Applicant's claim of moderate alcohol consumption is challenged by his seven arrests for alcohol-related misconduct in a period of 14 years. Because he was 26 years old at the time of his first alcohol-related arrest, none of his alcohol-related misconduct can be attributed to youthful exuberance and indiscretion. And because Applicant has obviously minimized and misrepresented his alcohol consumption on those two occasions where there is persuasive evidence that he had consumed more alcohol than he has admitted, an inference can be drawn that he has minimized and misrepresented his alcohol consumption on other occasions. An inference follows that he consumed more alcohol than he has previously acknowledged prior to his five other arrests for alcohol-related misconduct--for which there is no police report and no blood alcohol test. If Applicant's alcohol consumption has been as moderate and as easy to control as he claims, common sense suggests that he would have begun controlling it after the second or third arrest. It is inconceivable that Applicant would continue to expose himself to additional arrests for alcohol-related misconduct if he were in control of his alcohol consumption and the circumstances of consumption to the extent that he has claimed. Either Applicant has consumed more than moderate amounts of alcohol, or the moderate amounts that he has consumed are more than his system can tolerate.

While Applicant denies that he was intoxicated in October 1996, or that alcohol played a significant, contributing role to the behavior which resulted in his most recent and most serious alcohol-related misconduct, the facts speak for themselves. During the day preceding the arrest, Applicant had consumed two six-packs of beer--the first during the day, and a second during the early evening hours. After receiving the harassing and obscene phone calls from Mr. X and learning for the first time--according to his testimony--that his wife had been cheating on him for five years, Applicant got out his shotgun and drank some scotch. Before taking his shotgun with him in his pickup truck, he drank some more scotch. He then drove over to Mr. X's house and began beating on the doors and windows, all the while carrying a shotgun with a loaded magazine. The police arrived and arrested Applicant just as he was getting back into his pickup truck and preparing to leave. His blood alcohol level at the time of arrest was .16.

It should be emphasized that Applicant knew or should have known that his marriage was in trouble before Mr. X's insulting phone calls; his wife had moved out of his house ten months earlier and had obtained a restraining order against him. Her divorce from him would become final within a month of the incident.
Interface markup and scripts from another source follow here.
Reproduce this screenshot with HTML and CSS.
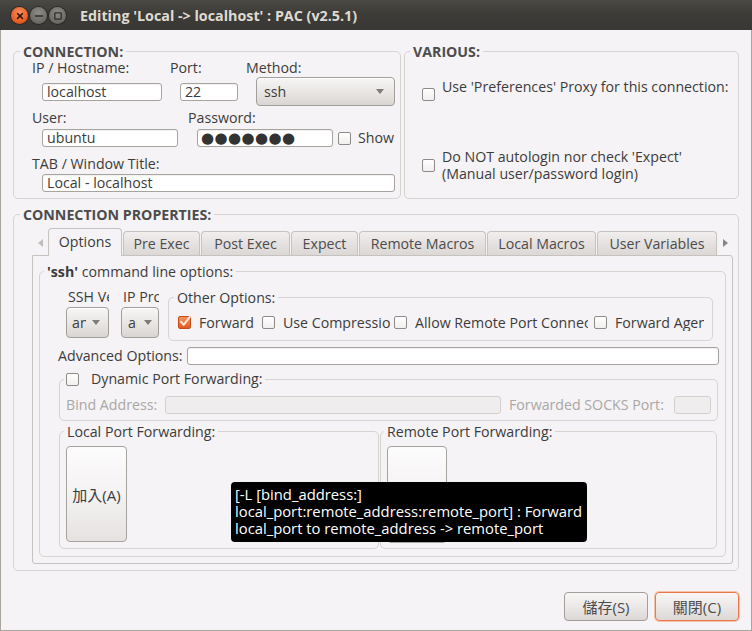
FILE: index.html
```html
<!DOCTYPE html>
<html lang="en">
<head>
<meta charset="utf-8">
<title>Editing 'Local -&gt; localhost' : PAC (v2.5.1)</title>
<link rel="stylesheet" href="styles.css">
</head>
<body>
<div class="window">
  <header class="titlebar">
    <div class="wm-buttons">
      <span class="wm close"><svg viewBox="0 0 16 16" width="16" height="16"><path d="M5.6 5.6l4.8 4.8M10.4 5.6l-4.8 4.8" stroke="#3b1708" stroke-width="1.5" stroke-linecap="round"/></svg></span>
      <span class="wm min"><svg viewBox="0 0 16 16" width="16" height="16"><path d="M4.5 8h7" stroke="#2e2d2a" stroke-width="1.5" stroke-linecap="round"/></svg></span>
      <span class="wm max"><svg viewBox="0 0 16 16" width="16" height="16"><rect x="4.8" y="4.8" width="6.4" height="6.4" rx="0.8" fill="none" stroke="#2e2d2a" stroke-width="1.3"/></svg></span>
    </div>
    <div class="title">Editing 'Local -&gt; localhost' : PAC (v2.5.1)</div>
  </header>

  <main class="client">
    <div class="top-row">
      <fieldset class="frame conn">
        <legend class="frame-title">CONNECTION:</legend>
        <div class="row lbl-row r-lbl1">
          <span class="lbl w-ip">IP / Hostname:</span>
          <span class="lbl w-port">Port:</span>
          <span class="lbl">Method:</span>
        </div>
        <div class="row r-in1">
          <span class="entry e-host">localhost</span>
          <span class="entry e-port">22</span>
          <span class="combo c-method"><span class="combo-text">ssh</span><i class="arrow"></i></span>
        </div>
        <div class="row lbl-row r-lbl2">
          <span class="lbl w-user">User:</span>
          <span class="lbl">Password:</span>
        </div>
        <div class="row r-in2">
          <span class="entry e-user">ubuntu</span>
          <span class="entry e-pass"><span class="dots">●●●●●●●</span></span>
          <span class="check cb-show"></span>
          <span class="lbl show-lbl">Show</span>
        </div>
        <div class="row lbl-row r-lbl3">
          <span class="lbl">TAB / Window Title:</span>
        </div>
        <div class="row r-in3">
          <span class="entry e-title">Local - localhost</span>
        </div>
      </fieldset>

      <fieldset class="frame various">
        <legend class="frame-title">VARIOUS:</legend>
        <div class="v-row v-row1">
          <span class="check"></span>
          <span class="v-text">Use 'Preferences' Proxy for this connection:</span>
        </div>
        <div class="v-row v-row2">
          <span class="check"></span>
          <span class="v-text">Do NOT autologin nor check 'Expect'<br>(Manual user/password login)</span>
        </div>
      </fieldset>
    </div>

    <fieldset class="frame props">
      <legend class="frame-title">CONNECTION PROPERTIES:</legend>
      <div class="notebook">
        <div class="tabs">
          <span class="tab-arrow left"><svg viewBox="0 0 5 8" width="5" height="8"><path d="M5 0v8L0 4z" fill="#c2beba"/></svg></span>
          <span class="tab active t-opt">Options</span>
          <span class="tab t-pre">Pre Exec</span>
          <span class="tab t-post">Post Exec</span>
          <span class="tab t-exp">Expect</span>
          <span class="tab t-rm">Remote Macros</span>
          <span class="tab t-lm">Local Macros</span>
          <span class="tab t-uv">User Variables</span>
          <span class="tab-arrow right"><svg viewBox="0 0 5 8" width="5" height="8"><path d="M0 0v8L5 4z" fill="#8a8682"/></svg></span>
        </div>
        <div class="page">
          <fieldset class="frame ssh">
            <legend class="ssh-title"><b>'ssh'</b> command line options:</legend>

            <div class="row-a">
              <div class="col c1">
                <span class="lbl clip">SSH Version:</span>
                <span class="combo small"><span class="combo-text">any</span><i class="arrow"></i></span>
              </div>
              <div class="col c2">
                <span class="lbl clip">IP Protocol:</span>
                <span class="combo small"><span class="combo-text">any</span><i class="arrow"></i></span>
              </div>
              <fieldset class="frame other">
                <legend class="plain-title">Other Options:</legend>
                <div class="opts">
                  <span class="opt o1"><span class="check checked"><svg viewBox="0 0 14 14" width="14" height="14"><path d="M3 6.8l2.7 3L11.6 2.2" fill="none" stroke="#fde3d3" stroke-width="2.1" stroke-linecap="round" stroke-linejoin="round"/></svg></span><span class="opt-lbl">Forward</span></span>
                  <span class="opt o2"><span class="check"></span><span class="opt-lbl">Use Compression</span></span>
                  <span class="opt o3"><span class="check"></span><span class="opt-lbl">Allow Remote Port Connection</span></span>
                  <span class="opt o4"><span class="check"></span><span class="opt-lbl">Forward Agent</span></span>
                </div>
              </fieldset>
            </div>

            <div class="row-b">
              <span class="lbl adv-lbl">Advanced Options:</span>
              <span class="entry adv-entry"></span>
            </div>

            <fieldset class="frame dyn">
              <legend class="dyn-title"><span class="check"></span><span class="dyn-text">Dynamic Port Forwarding:</span></legend>
              <div class="bind-row">
                <span class="lbl dis bind-lbl">Bind Address:</span>
                <span class="entry dis-entry bind-entry"></span>
                <span class="lbl dis socks-lbl">Forwarded SOCKS Port:</span>
                <span class="entry dis-entry socks-entry"></span>
              </div>
            </fieldset>

            <div class="row-d">
              <fieldset class="frame pf local">
                <legend class="plain-title">Local Port Forwarding:</legend>
                <span class="tall-btn">加入(A)</span>
              </fieldset>
              <fieldset class="frame pf remote">
                <legend class="plain-title">Remote Port Forwarding:</legend>
                <span class="tall-btn blank"></span>
              </fieldset>
            </div>
          </fieldset>
        </div>
      </div>
    </fieldset>

    <div class="actions">
      <span class="btn">儲存(S)</span>
      <span class="btn default">關閉(C)</span>
    </div>
  </main>

  <div class="tooltip">[-L [bind_address:]<br>local_port:remote_address:remote_port] : Forward<br>local_port to remote_address -&gt; remote_port</div>
</div>
</body>
</html>
```

FILE: styles.css
```css
* { box-sizing: border-box; }
html, body { margin: 0; padding: 0; }
body {
  width: 752px;
  height: 631px;
  overflow: hidden;
  background: #f5f3f5;
  font-family: "Open Sans", "Noto Sans CJK TC", sans-serif;
  font-size: 14.2px;
  color: #3c3c3c;
}
.window {
  width: 752px;
  height: 631px;
  display: flex;
  flex-direction: column;
  position: relative;
}

/* title bar */
.titlebar {
  height: 30px;
  flex: none;
  display: flex;
  align-items: center;
  background: linear-gradient(#4a4944, #3d3c38 45%, #393834);
}
.wm-buttons { display: flex; gap: 2px; margin-left: 11px; margin-top: 1px; }
.wm { width: 17px; height: 17px; border-radius: 50%; display: flex; align-items: center; justify-content: center; }
.wm svg { display: block; }
.close { background: radial-gradient(circle at 50% 35%, #f88f5f, #e4581f 70%, #b9461a); box-shadow: 0 0 0 1px #2b2a27; }
.min, .max { background: radial-gradient(circle at 50% 35%, #8e8c86, #6a6964 70%, #55544f); box-shadow: 0 0 0 1px #2b2a27; }
.title {
  margin-left: 14px;
  color: #dfdbd2;
  font-weight: bold;
  font-size: 14.3px;
  white-space: nowrap;
}

/* client area */
.client {
  flex: 1;
  border: 1px solid #a8a49e;
  border-top: none;
  padding: 14px 12px 0 12px;
  display: flex;
  flex-direction: column;
}
.top-row { display: flex; align-items: stretch; }

.frame {
  margin: 0;
  padding: 0;
  border: 1px solid #d7d3d1;
  border-radius: 5px;
  min-width: 0;
}
.frame-title {
  padding: 0 3px;
  margin-left: 6px;
  line-height: 15px;
  font-weight: bold;
  color: #4c4c4c;
}
.plain-title, .ssh-title {
  padding: 0 3px;
  line-height: 15px;
  color: #3c3c3c;
}
.ssh-title b { font-weight: bold; }

.row { display: flex; align-items: center; }
.lbl { white-space: nowrap; line-height: 16px; }

.entry {
  display: flex;
  align-items: center;
  height: 18px;
  background: #fff;
  border: 1px solid #a7a39f;
  border-radius: 3px;
  padding-left: 4px;
  box-shadow: inset 0 1px 1px rgba(0,0,0,0.06);
  white-space: nowrap;
  overflow: hidden;
  line-height: 16px;
}
.check {
  flex: none;
  width: 13px;
  height: 13px;
  border: 1px solid #8e8a86;
  border-radius: 2px;
  background: linear-gradient(#ffffff, #f1efef);
  display: inline-block;
}
.check.checked {
  border-color: #c24d17;
  background: linear-gradient(#f6915f, #e15b22);
}
.check.checked svg { display: block; margin: -2px 0 0 -1px; }

.combo {
  display: flex;
  align-items: center;
  border: 1px solid #a29e9a;
  border-radius: 4px;
  background: linear-gradient(#f7f6f5, #e8e5e3 55%, #d9d5d2);
  box-shadow: inset 0 1px 0 #fff;
  overflow: hidden;
}
.arrow {
  display: block;
  flex: none;
  width: 0;
  height: 0;
  border-left: 4px solid transparent;
  border-right: 4px solid transparent;
  border-top: 5px solid #7f7b77;
}

/* CONNECTION frame */
.conn { width: 388px; padding-bottom: 6px; }
.r-lbl1 { margin-top: 1px; height: 16px; padding-left: 18px; }
.w-ip { width: 138px; }
.w-port { width: 76px; }
.r-in1 { margin-top: 1px; height: 29px; padding-left: 28px; }
.e-host { width: 120px; }
.e-port { width: 58px; margin-left: 18px; }
.c-method { width: 139px; height: 29px; margin-left: 18px; padding: 0 10px 0 7px; }
.c-method .combo-text { flex: 1; }
.r-lbl2 { margin-top: 4px; height: 16px; padding-left: 18px; }
.w-user { width: 156px; }
.r-in2 { margin-top: 3px; height: 18px; padding-left: 28px; }
.e-user { width: 136px; }
.e-pass { width: 136px; margin-left: 19px; padding-left: 3px; }
.dots { font-family: "DejaVu Sans", sans-serif; font-size: 15px; letter-spacing: 0.4px; color: #333; }
.cb-show { margin-left: 5px; }
.show-lbl { margin-left: 7px; }
.r-lbl3 { margin-top: 9px; height: 16px; padding-left: 18px; }
.r-in3 { margin-top: 2px; height: 18px; padding-left: 28px; }
.e-title { width: 353px; }

/* VARIOUS frame */
.various { flex: 1; margin-left: 3px; }
.various .frame-title { margin-left: 5px; }
.v-row { display: flex; padding-left: 17px; }
.v-row .v-text { margin-left: 7px; line-height: 17px; }
.v-row1 { margin-top: 19px; align-items: flex-start; }
.v-row1 .check { margin-top: 10px; }
.v-row2 { margin-top: 47px; align-items: center; }

/* CONNECTION PROPERTIES */
.props { margin-top: 8px; padding-bottom: 6px; }
.notebook { margin: 6px 5px 0 18px; }
.tabs { display: flex; align-items: flex-end; height: 27px; }
.tab-arrow { display: flex; align-items: center; justify-content: center; align-self: stretch; padding-top: 3px; }
.tab-arrow.left { width: 16px; }
.tab-arrow.right { width: 14px; margin-left: 1px; }
.tab {
  height: 24px;
  display: flex;
  align-items: center;
  justify-content: center;
  border: 1px solid #c6c2bf;
  border-bottom: none;
  border-radius: 4px 4px 0 0;
  background: linear-gradient(#f1eeee, #e3dfde 60%, #dcd8d6);
  color: #4c4c4c;
  margin-right: 1px;
  white-space: nowrap;
}
.tab.active {
  height: 28px;
  margin-bottom: -1px;
  background: #f5f3f5;
  color: #3c3c3c;
  position: relative;
  z-index: 1;
  padding-bottom: 2px;
}
.t-opt { width: 74px; }
.t-pre { width: 77px; }
.t-post { width: 89px; }
.t-exp { width: 67px; }
.t-rm { width: 127px; }
.t-lm { width: 109px; }
.t-uv { width: 120px; margin-right: 0; }

.page {
  border: 1px solid #c6c2bf;
  border-radius: 0 3px 3px 3px;
  padding: 8px 6px 6px 6px;
  background: #f5f3f5;
}
.ssh { padding-bottom: 7px; }
.ssh-title { margin-left: 4px; }

.row-a { display: flex; align-items: flex-start; margin-top: 10px; padding-left: 26px; }
.col { display: flex; flex-direction: column; }
.c1 { width: 43px; }
.c2 { width: 38px; margin-left: 12px; }
.col .clip { overflow: hidden; margin-left: 2px; }
.combo.small { height: 31px; margin-top: 2px; padding: 0 7px 0 5px; }
.combo.small .combo-text { width: 14px; overflow: hidden; white-space: nowrap; flex: none; margin-right: 6px; }
.c2 .combo.small .combo-text { width: 9px; margin-left: 1px; margin-right: 7px; }
.other { width: 545px; margin-left: 9px; margin-top: 1px; }
.other .plain-title { margin-left: 5px; }
.opts { display: flex; align-items: center; height: 35px; padding-left: 9px; }
.opt { display: flex; align-items: center; flex: none; overflow: hidden; }
.opt-lbl { margin-left: 8px; white-space: nowrap; overflow: hidden; line-height: 16px; flex: 1; }
.o1 { width: 84px; }
.o2 { width: 132px; padding-right: 4px; }
.o3 { width: 200px; padding-right: 6px; }
.o4 { width: 110px; }

.row-b { display: flex; align-items: center; margin-top: 6px; height: 18px; padding-left: 18px; padding-right: 6px; }
.adv-lbl { width: 129px; }
.adv-entry { flex: 1; }

.dyn { margin: 6px 7px 0 19px; padding-bottom: 6px; }
.dyn-title { display: flex; align-items: center; margin-left: 4px; padding: 0 2px; line-height: 16px; }
.dyn-text { margin-left: 12px; }
.bind-row { display: flex; align-items: center; margin-top: 9px; height: 18px; padding: 0 6px; }
.dis { color: #aaa7a5; }
.dis-entry { background: #efedee; border-color: #d4d0ce; box-shadow: none; }
.bind-lbl { width: 99px; }
.bind-entry { flex: 1; }
.socks-lbl { width: 158px; margin-left: 8px; margin-right: 7px; }
.socks-entry { width: 37px; }

.row-d { display: flex; margin-top: 3px; margin-left: 19px; }
.pf { padding-bottom: 5px; }
.local { width: 320px; }
.remote { width: 337px; margin-left: 1px; }
.local .plain-title { margin-left: 4px; }
.remote .plain-title { margin-left: 3px; }
.tall-btn {
  display: flex;
  align-items: center;
  justify-content: center;
  margin: 7px 0 0 6px;
  width: 61px;
  height: 96px;
  border: 1px solid #a6a29e;
  border-radius: 4px;
  background: linear-gradient(#fdfcfc, #f5f3f3 45%, #e6e2e2);
  color: #3c3c3c;
  font-size: 15px;
  white-space: nowrap;
}
.tall-btn.blank { width: 60px; height: 97px; }

/* bottom buttons */
.actions { display: flex; justify-content: flex-end; gap: 7px; margin-top: 21px; }
.btn {
  width: 84px;
  height: 29px;
  display: flex;
  align-items: center;
  justify-content: center;
  border: 1px solid #a19d99;
  border-radius: 4px;
  background: linear-gradient(#f8f7f6, #ebe8e7 50%, #dcd8d6);
  color: #4c4c4c;
  font-size: 15px;
}
.btn.default { border-color: #e9774a; box-shadow: 0 0 0 1px #f6c3a8; }

/* tooltip */
.tooltip {
  position: absolute;
  left: 231px;
  top: 482px;
  width: 356px;
  height: 60px;
  background: #000;
  color: #fff;
  border-radius: 4px;
  padding: 4px 0 0 4px;
  font-size: 14.8px;
  line-height: 17px;
  white-space: nowrap;
}
```
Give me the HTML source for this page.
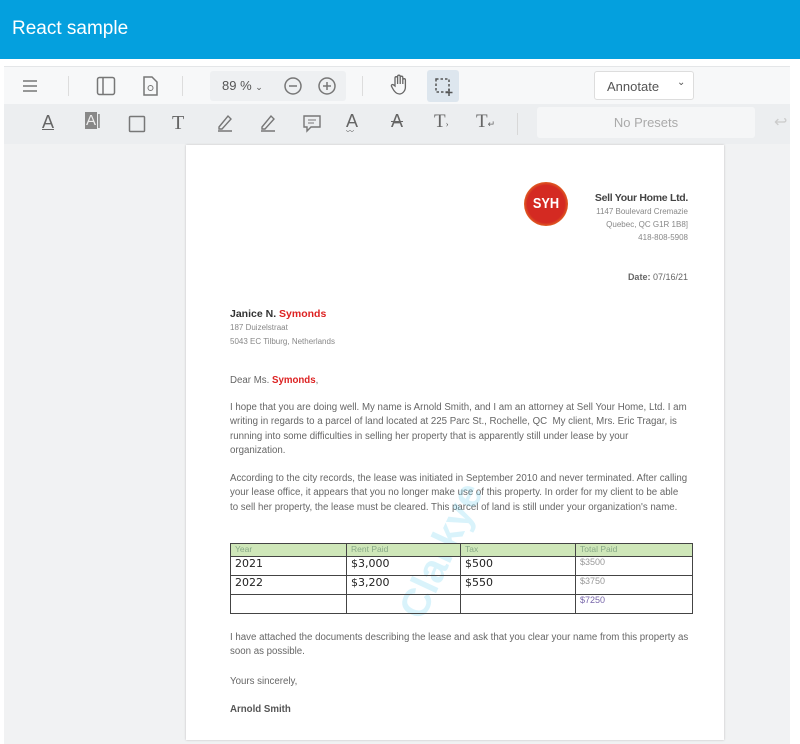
<!DOCTYPE html>
<html><head><meta charset="utf-8"><style>
*{margin:0;padding:0;box-sizing:border-box}
body{width:800px;height:744px;overflow:hidden;background:#fff;font-family:"Liberation Sans",sans-serif;position:relative}
.hdr{position:absolute;left:0;top:0;width:800px;height:59px;background:#04a0de;color:#fff;font-size:19px;padding:18px 0 0 12px}
.tb1{position:absolute;left:4px;top:66px;width:786px;height:38px;background:#f7f8f9;border-top:1px solid #e4e6e8}
.tb2{position:absolute;left:4px;top:104px;width:786px;height:40px;background:#eceef0}
.view{position:absolute;left:4px;top:144px;width:786px;height:600px;background:#f1f2f3}
.ab{position:absolute}
.ic{position:absolute;color:#666;font-size:18px}
.page{position:absolute;left:186px;top:145px;width:538px;height:595px;background:#fff;box-shadow:0 0 2px #bbb;color:#666;font-size:9.7px}
.page p{position:absolute;left:44px;line-height:14.3px;white-space:nowrap}
table{position:absolute;left:44px;top:398px;width:463px;border-collapse:collapse}
td{border:1.5px solid #444;height:19px;font-size:11px;color:#222;padding:0 4px;vertical-align:top;font-family:"DejaVu Sans",sans-serif}
tr.h td{background:#cfe7b9;height:13px;font-size:8.5px;color:#8a8;font-family:"Liberation Sans",sans-serif}
td.g{color:#999;font-size:9px;font-family:"Liberation Sans",sans-serif}
</style></head><body>
<div class="hdr">React sample</div>
<div class="tb1">
 <svg class="ab" style="left:18px;top:12px" width="16" height="14"><path d="M1 2h14M1 7h14M1 12h14" stroke="#777" stroke-width="1.5"/></svg>
 <div class="ab" style="left:64px;top:9px;width:1px;height:20px;background:#ddd"></div>
 <svg class="ab" style="left:92px;top:9px" width="20" height="20"><rect x="1.5" y="1.5" width="17" height="17" rx="2" fill="none" stroke="#777" stroke-width="1.5"/><path d="M7 2v16" stroke="#777" stroke-width="1.5"/></svg>
 <svg class="ab" style="left:138px;top:9px" width="16" height="20"><path d="M2 1h8l5 5v13H2z" fill="none" stroke="#777" stroke-width="1.5"/><circle cx="8.5" cy="12" r="2.5" fill="none" stroke="#777"/></svg>
 <div class="ab" style="left:178px;top:9px;width:1px;height:20px;background:#ddd"></div>
 <div class="ab" style="left:206px;top:4px;width:136px;height:30px;background:#eef0f2;border-radius:3px"></div>
 <div class="ab" style="left:218px;top:11px;font-size:13px;color:#555">89 % <span style="font-size:9px">&#8964;</span></div>
 <svg class="ab" style="left:279px;top:9px" width="20" height="20"><circle cx="10" cy="10" r="8" fill="none" stroke="#777" stroke-width="1.5"/><path d="M6 10h8" stroke="#777" stroke-width="1.5"/></svg>
 <svg class="ab" style="left:313px;top:9px" width="20" height="20"><circle cx="10" cy="10" r="8" fill="none" stroke="#777" stroke-width="1.5"/><path d="M6 10h8M10 6v8" stroke="#777" stroke-width="1.5"/></svg>
 <div class="ab" style="left:358px;top:9px;width:1px;height:20px;background:#ddd"></div>
 <svg class="ab" style="left:385px;top:7px" width="20" height="22"><path d="M6 12V4a1.3 1.3 0 0 1 2.6 0v6V2.5a1.3 1.3 0 0 1 2.6 0V10V3.5a1.3 1.3 0 0 1 2.6 0V10V6a1.3 1.3 0 0 1 2.6 0v7c0 4-3 7-6 7s-5-2-7-6l-1-2a1.3 1.3 0 0 1 2.3-1z" fill="none" stroke="#666" stroke-width="1.3"/></svg>
 <div class="ab" style="left:423px;top:3px;width:32px;height:32px;background:#dde6ee;border-radius:3px"></div>
 <svg class="ab" style="left:430px;top:10px" width="20" height="20"><rect x="2" y="2" width="13" height="13" fill="none" stroke="#555" stroke-width="1.5" stroke-dasharray="2.5 2"/><path d="M15 12v7M11.5 15.5h7" stroke="#555" stroke-width="1.5"/></svg>
 <div class="ab" style="left:590px;top:4px;width:100px;height:29px;background:#fff;border:1px solid #ddd;border-radius:3px;font-size:13px;color:#555;padding:7px 0 0 12px">Annotate <span style="position:absolute;left:82px;top:5px;font-size:10px">&#8964;</span></div>
</div>
<div class="tb2">
 <div class="ic" style="left:38px;top:8px;text-decoration:underline">A</div>
 <div class="ic" style="left:81px;top:8px;font-size:15px"><span style="background:#888;color:#eee;padding:0 1px">A</span>|</div>
 <svg class="ab" style="left:124px;top:11px" width="18" height="18"><rect x="1.5" y="1.5" width="15" height="15" rx="1" fill="none" stroke="#777" stroke-width="1.5"/></svg>
 <div class="ic" style="left:168px;top:8px;font-family:'Liberation Serif',serif;font-size:20px">T</div>
 <svg class="ab" style="left:212px;top:9px" width="18" height="20"><path d="M3 14L12 3l3 3-9 10H3zM2 18h14" fill="none" stroke="#777" stroke-width="1.4"/></svg>
 <svg class="ab" style="left:255px;top:9px" width="18" height="20"><path d="M3 14L12 3l3 3-9 10H3zM2 18h14" fill="none" stroke="#777" stroke-width="1.4"/></svg>
 <svg class="ab" style="left:298px;top:10px" width="20" height="20"><path d="M2 2h16v11H9l-4 4v-4H2z" fill="none" stroke="#777" stroke-width="1.4"/><path d="M6 6h8M6 9h6" stroke="#777"/></svg>
 <div class="ic" style="left:342px;top:7px">A<div style="font-size:8px;margin-top:-6px">〰</div></div>
 <div class="ic" style="left:387px;top:7px;text-decoration:line-through">A</div>
 <div class="ic" style="left:430px;top:7px;font-family:'Liberation Serif',serif;font-size:19px">T<span style="font-size:9px">›</span></div>
 <div class="ic" style="left:472px;top:7px;font-family:'Liberation Serif',serif;font-size:19px">T<span style="font-size:9px">↵</span></div>
 <div class="ab" style="left:513px;top:9px;width:1px;height:22px;background:#d8d8d8"></div>
 <div class="ab" style="left:533px;top:3px;width:218px;height:31px;background:#f5f6f7;border-radius:3px;color:#aaa;font-size:13px;text-align:center;padding-top:8px">No Presets</div>
 <div class="ab" style="left:770px;top:8px;color:#ccc;font-size:16px">↩</div>
</div>
<div class="view"></div>
<div class="page">
 <div class="ab" style="left:338px;top:37px;width:44px;height:44px;border-radius:50%;background:radial-gradient(circle,#d42a22 60%,#f0a020 85%,#fff 100%)"></div>
 <div class="ab" style="left:338px;top:50px;width:44px;text-align:center;color:#fff;font-weight:bold;font-size:15px;transform:scaleX(.85)">SYH</div>
 <div class="ab" style="right:36px;top:47px;text-align:right;font-size:8px;line-height:13px;color:#888"><b style="font-size:10.5px;color:#444;letter-spacing:-.3px">Sell Your Home Ltd.</b><br>1147 Boulevard Cremazie<br>Quebec, QC G1R 1B8]<br>418-808-5908</div>
 <div class="ab" style="right:36px;top:127px;font-size:9px;color:#666"><b>Date:</b> 07/16/21</div>
 <div class="ab" style="left:44px;top:162px;font-size:10.5px;color:#333;font-weight:bold;line-height:14px">Janice N. <span style="color:#d22">Symonds</span><div style="font-size:8px;font-weight:normal;color:#888;line-height:14px">187 Duizelstraat<br>5043 EC Tilburg, Netherlands</div></div>
 <p style="top:229px">Dear Ms. <b style="color:#d22">Symonds</b>,</p>
 <p style="top:256px">I hope that you are doing well. My name is Arnold Smith, and I am an attorney at Sell Your Home, Ltd. I am<br>writing in regards to a parcel of land located at 225 Parc St., Rochelle, QC&nbsp; My client, Mrs. Eric Tragar, is<br>running into some difficulties in selling her property that is apparently still under lease by your<br>organization.</p>
 <p style="top:327px">According to the city records, the lease was initiated in September 2010 and never terminated. After calling<br>your lease office, it appears that you no longer make use of this property. In order for my client to be able<br>to sell her property, the lease must be cleared. This parcel of land is still under your organization's name.</p>
 <div class="ab" style="left:205px;top:462px;font-size:40px;color:rgba(80,200,235,.22);transform:rotate(-65deg);transform-origin:left top;white-space:nowrap;font-weight:bold">Clarkye</div>
 <table>
  <tr class="h"><td style="width:116px">Year</td><td style="width:114px">Rent Paid</td><td style="width:115px">Tax</td><td>Total Paid</td></tr>
  <tr><td>2021</td><td>$3,000</td><td>$500</td><td class="g">$3500</td></tr>
  <tr><td>2022</td><td>$3,200</td><td>$550</td><td class="g">$3750</td></tr>
  <tr><td style="height:13px"></td><td></td><td></td><td class="g" style="color:#76a;height:13px">$7250</td></tr>
 </table>
 <p style="top:486px">I have attached the documents describing the lease and ask that you clear your name from this property as<br>soon as possible.</p>
 <p style="top:530px">Yours sincerely,</p>
 <p style="top:558px;font-weight:bold;color:#555">Arnold Smith</p>
</div>
</body></html>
He now admits that he had seen a car like his parked in front of Mr. X's house on many occasions--prior to their separation--without realizing that it was actually his car. Yet Applicant attributes his behavior on this occasion to being "terribly distressed over the separation," rather than to his abuse of alcohol. Applicant is entitled to interpret the events leading up to his most recent arrest in whatever manner he chooses. This Administrative Judge prefers to interpret the evidence in the light of common sense and experience. Criterion G is concluded against Applicant.

The adjudicative process is an examination of a sufficient period of a person's life to make an affirmative determination that the person is an acceptable security risk. The whole person concept requires consideration of Applicant's age and maturity, the seriousness and circumstances of the conduct, the voluntariness of his participation, his motivation, and the presence or absence of rehabilitation. An examination of Applicant's life discloses that he was 40 years old when he was arrested in October 1996 for alcohol-related misconduct. This was the seventh time in 14 years that he had been arrested for alcohol-related misconduct. He believes that circumstances--other than his behavior--were the reason that he was arrested in October 1996, and on each prior occasion. He has testified that he has consumed alcohol in moderate amounts in the past and does not intend to change his pattern of alcohol consumption in the future. Thus, there is no evidence of his rehabilitation prior to the administrative hearing, and Applicant has expressed no future intention to modify the behavior that had caused the arrests. Given these facts and circumstances, Applicant does not inspire confidence that his behavior in the future will be any different that his behavior in the past.

FORMAL FINDINGS

Formal Findings as required by Section 3, Paragraph 7, of Enclosure 1 of the Directive are hereby rendered as follows:

Paragraph 1 (CRITERION G) AGAINST THE APPLICANT

Subparagraph 1.a. Against the Applicant

Subparagraph 1.b. Against the Applicant

Subparagraph 1.c. Against the Applicant

Subparagraph 1.d. Against the Applicant

Subparagraph 1.e. Against the Applicant

Subparagraph 1.f. Against the Applicant

Subparagraph 1.g. Against the Applicant

Subparagraph 1.h. Against the Applicant

DECISION

In light of all the circumstances presented by the record in this case, it is not clearly consistent with the national interest to continue Applicant's security clearance.

John R. Erck

Administrative Judge

1. See Applicant's answer to the Statement of Reasons. Subparagraph 1.d. alleges that this arrest occurred at an unspecified date in 1984 or 1985; Applicant states that it occurred in January 1983. There are no police records to corroborate his recollection of the date.

2. Applicant was administered two tests; the first test administered at 3:19 A.M. disclosed a .15 blood alcohol level; the second test administered at 3:30 A.M. disclosed a .14 blood alcohol level. See Government Exhibit 7.

3. Applicant admitted that he had previously seen vehicles like the ones he owned parked in front of Mr. X's house (Tr. 33-36) , but never made the connection until Mr. X's telephone call.

4. There were two additional guns in Applicant's pickup truck when he left his home early that morning.

5. Applicant testified that public drunkenness charges are used a "a lot of time in -- around this area and enough places I know, as a tool to stop something from happening"(Tr. 296).